Então, quando eu entrar em AlUla com meus camelos, estarei literalmente seguindo os passos de comerciantes que percorreram esse mesmo caminho séculos atrás.
E eu adoro essa ideia, a de estar repetindo algo que as pessoas faziam há tanto tempo.”
A previsão é que Morrison chegue a Madinah em 14 de fevereiro, pouco antes do início do Ramadã, encerrando assim a primeira etapa da expedição.
Na segunda fase da jornada, que começará ainda este ano, ela seguirá de Madinah até a costa e depois rumo ao sul. Assim, passa por Rijal Almaa e pelo santuário de vida selvagem Uruq Bani Ma’arid, antes de finalizar a caminhada nos arredores de Najran, próximo à fronteira com o Iêmen.

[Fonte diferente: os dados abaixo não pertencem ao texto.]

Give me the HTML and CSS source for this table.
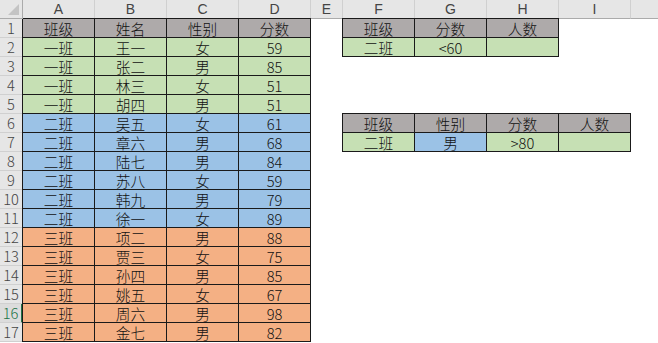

“O meu verdadeiro objetivo é compartilhar tudo o que estou vendo, ouvindo e descobrindo”, explica. “Então, se alguém me acompanha, seja lendo ou assistindo ao que publico, espero que sinta que está um pouco nessa aventura comigo.”
Morrison vem registrando sua jornada em redes sociais como Instagram e TikTok, incentivando as pessoas a visitarem a Arábia Saudita e verem o país com seus próprios olhos.
“Gostaria que elas se inspirassem na beleza de outro país”, diz ela. “Porque sabemos que existe um estereótipo negativo sobre a Arábia Saudita.”
A exploradora, que enfatiza que “não teria conseguido fazer isso aos 25 anos”, pois precisava da experiência de vida que acumulou até hoje, também espera motivar outras pessoas na busca por aventuras, independentemente do tamanho do desafio.
“Aventura pode ser algo muito simples”, reflete. “Pode ser sair para uma caminhada ou fazer algo fora da rotina. Tudo pode se tornar uma aventura, desde que você tenha a atitude certa.”